Kilic stressed that at this point, the right to the truth does not belong only to the families, “This is both an individual and a collective right,” she said. “All of us have the right to know what happened and who was responsible.” Referring to the current peace process between the now-dissolved PKK and the Turkish state, she argued that, alongside a ceasefire, lasting peace requires recognizing grave human rights violations, establishing truth commissions and other mechanisms, creating spaces of memory, and transforming the official historical narrative.

“The killings were political; justice will also have to be political.”

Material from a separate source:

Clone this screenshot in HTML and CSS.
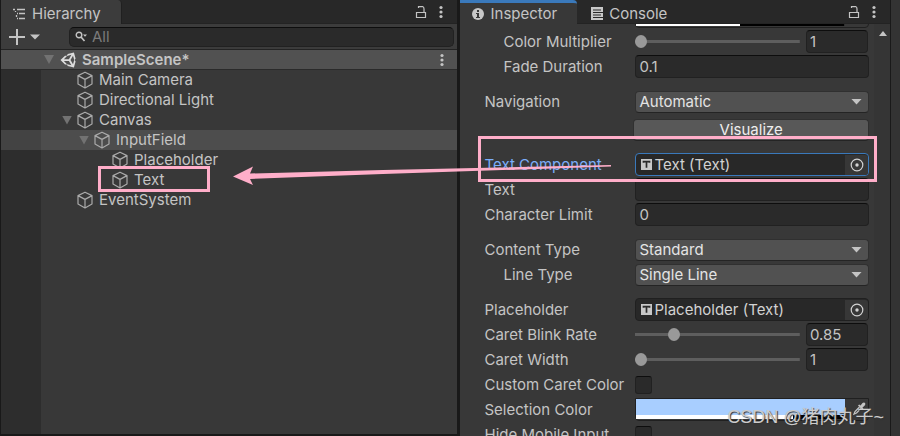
FILE: index.html
```
<!DOCTYPE html>
<html lang="en">
<head>
  <meta charset="UTF-8" />
  <meta name="viewport" content="width=device-width, initial-scale=1.0" />
  <title>Hierarchy / Inspector</title>
  <link rel="stylesheet" href="styles.css">
</head>
<body>
  <!-- shared icons -->
  <svg class="sprite" aria-hidden="true">
    <symbol id="cube" viewBox="0 0 18 18">
      <path d="M9 1.2 16 4.6V13L9 17 2 13V4.6ZM2 4.6 9 8.4 16 4.6M9 8.4V17" fill="none" stroke="currentColor" stroke-width="1.2" stroke-linejoin="round"/>
    </symbol>
    <symbol id="lock" viewBox="0 0 12 14">
      <path d="M1.5 7.5h9v5h-9zM3.5 3V1.700h4.500Q9 2 9 4V7" fill="none" stroke="currentColor" stroke-width="1.200"/>
    </symbol>
    <symbol id="dots" viewBox="0 0 4 14">
      <circle cx="2" cy="2.500" r="1.600" fill="currentColor"/>
      <circle cx="2" cy="7" r="1.600" fill="currentColor"/>
      <circle cx="2" cy="11.500" r="1.600" fill="currentColor"/>
    </symbol>
    <symbol id="target" viewBox="0 0 14 14">
      <circle cx="7" cy="7" r="5.800" fill="none" stroke="currentColor" stroke-width="1.200"/>
      <circle cx="7" cy="7" r="1.700" fill="currentColor"/>
    </symbol>
    <symbol id="component" viewBox="0 0 11 11">
      <path d="M0 0h11v11H0z" fill="#c8c8c8"/>
      <path d="M2.500 3.800V2.700h6v1.100M5.500 2.700v6" fill="none" stroke="#2a2a2a" stroke-width="1.700"/>
    </symbol>
    <symbol id="dropper" viewBox="0 0 14 14">
      <path d="M6 3.500 7.200 2.500 8.500 3.500 10.500 1Q12.500 0 13.300 1.500 13.500 3 12.500 3.800L10.500 5.500 11.500 7 10.500 8Z" fill="currentColor"/>
      <path d="M7.500 5 3 9.500 2 12 4.500 11 9 6.500" fill="none" stroke="currentColor" stroke-width="1.300"/>
    </symbol>
  </svg>

  <main class="editor">
    <section class="panel hierarchy">
      <header class="tabs">
        <button class="tab active">
          <svg width="13" height="12" viewBox="0 0 13 12"><path d="M0 1.500h2M4 1.500h8M4 5.500h1M6 5.500h6M4 10.500h1M6 10.500h6M2.500 3v1M3.500 7v2" fill="none" stroke="currentColor" stroke-width="1.300"/></svg>
          Hierarchy
        </button>
        <div class="tab-tools">
          <button aria-label="Lock"><svg width="12" height="14"><use href="#lock"/></svg></button>
          <button aria-label="Menu"><svg width="4" height="14"><use href="#dots"/></svg></button>
        </div>
      </header>

      <div class="toolbar">
        <button class="add" aria-label="Create">
          <svg width="31" height="16" viewBox="0 0 31 16"><path d="M8 0v16M0 8h16" stroke="currentColor" stroke-width="2"/><path d="M21 5.500h10l-5 5z" fill="currentColor"/></svg>
        </button>
        <label class="search">
          <svg width="13" height="12" viewBox="0 0 13 12"><circle cx="4" cy="4" r="2.800" fill="none" stroke="currentColor" stroke-width="1.400"/><path d="m6 6 3.500 4" stroke="currentColor" stroke-width="1.700"/><path d="M8 3.500h4L10 5.800z" fill="currentColor"/></svg>
          <input type="search" placeholder="All" aria-label="Search">
        </label>
      </div>

      <div class="scene">
        <i class="fold"></i>
        <svg class="unity" width="16" height="16" viewBox="0 0 512 512"><path fill="currentColor" fill-rule="evenodd" d="M498 206 445 15 248 66 219 116H160L16 256 160 396H219L248 446 445 497 498 306 468 256ZM224 124 365 88 285 228H124ZM224 388 124 284H285L365 424ZM416 394 336 256 416 116 455 256Z"/></svg>
        <span>SampleScene*</span>
        <button aria-label="Scene menu"><svg width="4" height="14"><use href="#dots"/></svg></button>
      </div>

      <ul class="tree">
        <li class="lv1"><svg class="cube"><use href="#cube"/></svg>Main Camera</li>
        <li class="lv1"><svg class="cube"><use href="#cube"/></svg>Directional Light</li>
        <li class="lv1"><i class="fold"></i><svg class="cube"><use href="#cube"/></svg>Canvas</li>
        <li class="lv2 selected"><i class="fold"></i><svg class="cube"><use href="#cube"/></svg>InputField</li>
        <li class="lv3"><svg class="cube"><use href="#cube"/></svg>Placeholder</li>
        <li class="lv3"><svg class="cube"><use href="#cube"/></svg>Text</li>
        <li class="lv1"><svg class="cube"><use href="#cube"/></svg>EventSystem</li>
      </ul>
    </section>

    <section class="panel inspector">
      <header class="tabs">
        <button class="tab active focused">
          <svg width="12" height="12" viewBox="0 0 12 12"><circle cx="6" cy="6" r="6" fill="#c8c8c8"/><path d="M5 2h2v2H5zM4 5h3v4h1v1H4V9h1V6H4z" fill="#383838"/></svg>
          Inspector
        </button>
        <button class="tab">
          <svg width="12" height="13" viewBox="0 0 12 13"><path d="M0 0h12v13H0z" fill="#c8c8c8"/><path d="M2 3h8M2 5.500h10M2 8h8M2 10.500h10" stroke="#282828" stroke-width="1.100"/></svg>
          Console
        </button>
        <div class="tab-tools">
          <button aria-label="Lock"><svg width="12" height="14"><use href="#lock"/></svg></button>
          <button aria-label="Menu"><svg width="4" height="14"><use href="#dots"/></svg></button>
        </div>
      </header>

      <div class="scroll-area">
        <form class="props">
          <div class="row">
            <span class="name"></span>
            <div class="color">
              <button type="button" class="swatch disabled-color" aria-label="Disabled color"></button>
              <button type="button" class="pick" aria-label="Pick color"></button>
            </div>
          </div>
          <div class="row">
            <label class="name sub" for="mult">Color Multiplier</label>
            <input type="range" min="1" max="5" value="1" aria-label="Color Multiplier slider">
            <input type="text" class="num" id="mult" value="1">
          </div>
          <div class="row">
            <label class="name sub" for="fade">Fade Duration</label>
            <input type="text" id="fade" value="0.1">
          </div>

          <div class="row group">
            <label class="name" for="nav">Navigation</label>
            <div class="drop"><select id="nav"><option>Automatic</option></select></div>
          </div>
          <div class="row visualize">
            <button type="button">Visualize</button>
          </div>

          <div class="row group">
            <span class="name linked">Text Component</span>
            <div class="object focused">
              <svg width="11" height="11"><use href="#component"/></svg>
              <span>Text (Text)</span>
              <button type="button" aria-label="Select object"><svg width="14" height="14"><use href="#target"/></svg></button>
            </div>
          </div>
          <div class="row">
            <label class="name" for="text">Text</label>
            <input type="text" id="text" value="">
          </div>
          <div class="row">
            <label class="name" for="limit">Character Limit</label>
            <input type="text" id="limit" value="0">
          </div>

          <div class="row group">
            <label class="name" for="ctype">Content Type</label>
            <div class="drop"><select id="ctype"><option>Standard</option></select></div>
          </div>
          <div class="row">
            <label class="name sub" for="ltype">Line Type</label>
            <div class="drop"><select id="ltype"><option>Single Line</option></select></div>
          </div>

          <div class="row group">
            <span class="name">Placeholder</span>
            <div class="object">
              <svg width="11" height="11"><use href="#component"/></svg>
              <span>Placeholder (Text)</span>
              <button type="button" aria-label="Select object"><svg width="14" height="14"><use href="#target"/></svg></button>
            </div>
          </div>
          <div class="row">
            <label class="name" for="blink">Caret Blink Rate</label>
            <input type="range" min="0" max="4" step="0.01" value="0.85" aria-label="Caret Blink Rate slider">
            <input type="text" class="num" id="blink" value="0.85">
          </div>
          <div class="row">
            <label class="name" for="caret">Caret Width</label>
            <input type="range" min="1" max="5" value="1" aria-label="Caret Width slider">
            <input type="text" class="num" id="caret" value="1">
          </div>
          <div class="row">
            <label class="name" for="custom">Custom Caret Color</label>
            <input type="checkbox" id="custom">
          </div>
          <div class="row">
            <span class="name">Selection Color</span>
            <div class="color">
              <button type="button" class="swatch selection-color" aria-label="Selection color"></button>
              <button type="button" class="pick" aria-label="Pick color"><svg width="14" height="14"><use href="#dropper"/></svg></button>
            </div>
          </div>
          <div class="row">
            <label class="name" for="hide">Hide Mobile Input</label>
            <input type="checkbox" id="hide">
          </div>
        </form>
        <div class="scrollbar"></div>
      </div>
    </section>
    <div class="edge"></div>

    <!-- annotations drawn over the editor -->
    <div class="mark mark-item"></div>
    <div class="mark mark-field"></div>
    <svg class="arrow" width="378" height="24" viewBox="0 0 378 24"><path d="M0 13.500 20 3.500 17 10.500 150 7 378 2V3.500L150 11 17 16 20 22Z" fill="#ffaec9"/></svg>
    <div class="watermark">CSDN @猪肉丸子~</div>
  </main>
</body>
</html>
```
FILE: styles.css
```
* {
  margin: 0;
  padding: 0;
  box-sizing: border-box;
}
body {
  background: #191919;
  color: #c4c4c4;
  font-family: Inter, "Noto Sans CJK SC", sans-serif;
  font-size: 15px;
  line-height: 20px;
  overflow: hidden;
}
button, input, select {
  font: inherit;
  color: inherit;
  border: none;
  background: none;
  outline: none;
}
svg {
  display: block;
  flex: none;
}
.sprite {
  position: absolute;
  width: 0;
  height: 0;
}
.editor {
  position: relative;
  display: flex;
  height: 100vh;
  overflow: hidden;
}
.panel {
  display: flex;
  flex-direction: column;
  min-width: 0;
  background: #383838;
}
.hierarchy {
  flex: 457;
  border-left: 1px solid #191919;
  border-bottom: 2px solid #191919;
}
.inspector {
  flex: 430;
  margin-left: 3px;
}
.edge {
  flex: 9;
  margin-left: 1px;
  background: #333;
}

/* tabs */
.tabs {
  display: flex;
  flex: none;
  height: 24px;
  background: #282828;
  border-bottom: 1px solid #232323;
}
.tab {
  display: flex;
  align-items: center;
  gap: 6px;
  height: 24px;
  padding: 3px 20px 0 12px;
  border-right: 1px solid #202020;
}
.tab.active {
  background: #3c3c3c;
  border-radius: 0 4px 0 0;
}
.tab.focused {
  background: #383838;
  border-top: 3px solid #3a79bb;
  padding-top: 0;
}
.inspector .tab {
  border-right: none;
}
.inspector .tab + .tab {
  padding-left: 14px;
}
.tab-tools {
  display: flex;
  align-items: center;
  gap: 12px;
  margin-left: auto;
  padding-right: 14px;
}

/* hierarchy */
.toolbar {
  display: flex;
  align-items: center;
  flex: none;
  height: 26px;
  padding: 0 3px 0 8px;
  background: #3c3c3c;
  border-bottom: 1px solid #232323;
}
.add {
  width: 60px;
}
.search {
  display: flex;
  align-items: center;
  flex: 1;
  gap: 4px;
  height: 20px;
  padding: 0 5px;
  background: #2a2a2a;
  border: 1px solid #212121;
  border-top-color: #0d0d0d;
  border-radius: 5px;
}
.search input {
  flex: 1;
  min-width: 0;
  height: 18px;
}
.search input::placeholder {
  color: #7b7b7b;
  opacity: 1;
}
.scene {
  display: flex;
  align-items: center;
  flex: none;
  height: 20px;
  padding: 0 13px 0 43px;
  background: #515151;
  border-bottom: 1px solid #2a2a2a;
  font-weight: 600;
}
.scene button {
  margin-left: auto;
}
.unity {
  margin: 0 6px;
  color: #ddd;
}
.fold {
  flex: none;
  width: 10px;
  height: 9px;
  background: #727272;
  clip-path: polygon(0 0, 100% 0, 50% 100%);
}
.tree {
  flex: 1;
  list-style: none;
  background: linear-gradient(to right, #2d2d2d 40px, #383838 40px);
}
.tree li {
  display: flex;
  align-items: center;
  height: 20px;
}
.cube {
  width: 18px;
  height: 18px;
  margin: 0 5px 0 75px;
  color: #aaa;
}
.lv2 .cube {
  margin-left: 93px;
}
.lv3 .cube {
  margin-left: 110px;
}
.tree .fold {
  margin-left: 61px;
}
.tree .lv2 .fold {
  margin-left: 78px;
}
.tree .fold + .cube {
  margin-left: 4px;
}
.selected {
  background: linear-gradient(to right, #434343 40px, #4d4d4d 40px);
}

/* inspector */
.scroll-area {
  display: flex;
  flex: 1;
  min-height: 0;
  overflow: hidden;
}
.props {
  display: flex;
  flex-direction: column;
  flex: 1;
  gap: 2px;
  min-width: 0;
  margin-top: -19px;
  padding: 0 5px 0 24px;
}
.row {
  display: flex;
  align-items: center;
  flex: none;
  height: 23px;
}
.group {
  margin-top: 10px;
}
.name {
  flex: none;
  width: 151px;
  white-space: nowrap;
}
.sub {
  padding-left: 19px;
}
.linked {
  color: #7baefa;
}
input[type="text"] {
  flex: 1;
  min-width: 0;
  height: 23px;
  padding: 0 3px;
  background: #2a2a2a;
  border: 1px solid #212121;
  border-top-color: #0d0d0d;
  border-radius: 4px;
}
input.num {
  flex: none;
  width: 62px;
  margin: 0 1px 0 6px;
}
input[type="range"] {
  appearance: none;
  flex: 1;
  min-width: 0;
  height: 14px;
  background: linear-gradient(#5e5e5e, #5e5e5e) center / 100% 3px no-repeat;
}
input[type="range"]::-webkit-slider-thumb {
  appearance: none;
  width: 12px;
  height: 13px;
  border-radius: 50%;
  background: #999;
}
input[type="checkbox"] {
  appearance: none;
  width: 17px;
  height: 18px;
  background: #2a2a2a;
  border: 1px solid #212121;
  border-top-color: #0d0d0d;
  border-radius: 3px;
}
.drop {
  position: relative;
  flex: 1;
}
.drop select {
  display: block;
  appearance: none;
  width: 100%;
  height: 22px;
  padding: 0 3px 1px;
  background: #515151;
  border: 1px solid #303030;
  border-bottom-color: #242424;
  border-radius: 4px;
  color: #e4e4e4;
}
.drop::after {
  content: "";
  position: absolute;
  top: 8px;
  right: 7px;
  width: 11px;
  height: 6px;
  background: #c4c4c4;
  clip-path: polygon(0 0, 100% 0, 50% 100%);
}
.visualize {
  margin-top: 3px;
  padding-left: 149px;
}
.visualize button {
  flex: 1;
  height: 22px;
  background: #585858;
  border: 1px solid #303030;
  border-bottom-color: #242424;
  border-radius: 4px;
  color: #eee;
}
.object {
  display: flex;
  align-items: center;
  flex: 1;
  gap: 2px;
  height: 23px;
  padding-left: 5px;
  background: #282828;
  border: 1px solid #202020;
  border-radius: 4px;
  color: #d2d2d2;
}
.object.focused {
  border-color: #3a79bb;
}
.object button {
  display: flex;
  align-items: center;
  justify-content: center;
  width: 23px;
  height: 20px;
  margin-left: auto;
  background: #373737;
  border-radius: 0 3px 3px 0;
}
.color {
  display: flex;
  flex: 1;
  height: 23px;
  border: 1px solid #202020;
  border-radius: 0 0 4px 4px;
}
.swatch {
  flex: 1;
  height: 20px;
}
.disabled-color {
  background: linear-gradient(to right, #fff 50%, #000 50%) bottom / 100% 4px no-repeat #c8c8c8;
}
.selection-color {
  background: linear-gradient(to right, #fff 75%, #000 75%) bottom / 100% 4px no-repeat #a8ceff;
}
.pick {
  display: flex;
  justify-content: center;
  width: 23px;
  padding: 3px 0 0 4px;
}
.scrollbar {
  width: 16px;
  background: #353535;
}
.scrollbar::before {
  content: "";
  display: block;
  width: 8px;
  height: 5px;
  margin: 7px 0 0 5px;
  background: #c4c4c4;
  clip-path: polygon(50% 0, 100% 100%, 0 100%);
}

/* annotations */
.mark {
  position: absolute;
  border: 3px solid #ffaec9;
}
.mark-item {
  left: 98px;
  top: 166px;
  width: 112px;
  height: 26px;
}
.mark-field {
  left: 478px;
  top: 136px;
  width: 399px;
  height: 46px;
}
.arrow {
  position: absolute;
  left: 233px;
  top: 163px;
}
.watermark {
  position: absolute;
  right: 16px;
  bottom: 9px;
  font-family: "Liberation Sans", "Noto Sans CJK SC", sans-serif;
  font-size: 18px;
  color: #ccc;
  text-shadow: 1px 1px 1px #333;
  white-space: nowrap;
}
```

The truth in the Dargecit case surfaced through the families’ years-long struggle. Without the families’ persistence, the bones hidden in the wells would never have been uncovered.  “We achieved our objective in this case. This judicial process carried the voices and the legitimacy of the Dargecit families to far beyond Dargecit,” Kuzu said. “At least the families now have graves they can go to. The defendants may have escaped through the statute of limitations, but they will never bury the truth.”

However, he argued that a lasting solution cannot come solely from existing courts. Reiterating their commitment to the truth, he said they will exhaust the path of individual application before the Constitutional Court, but that he does not expect the current judicial structure to issue a strong ruling that would pave the way for retrials. The real issue, he concluded, is confronting crimes, committed in the name of the state, at a political level: “The killings were political; justice will also have to be political.”


* PKK: Kurdistan Workers’ Party, a Kurdish movement that began an armed insurgency against the Turkish state in the 1980s, with the hope of achieving Kurdish self-determination. The party formally disbanded in 2025, after the start of the peace process with the Turkish state.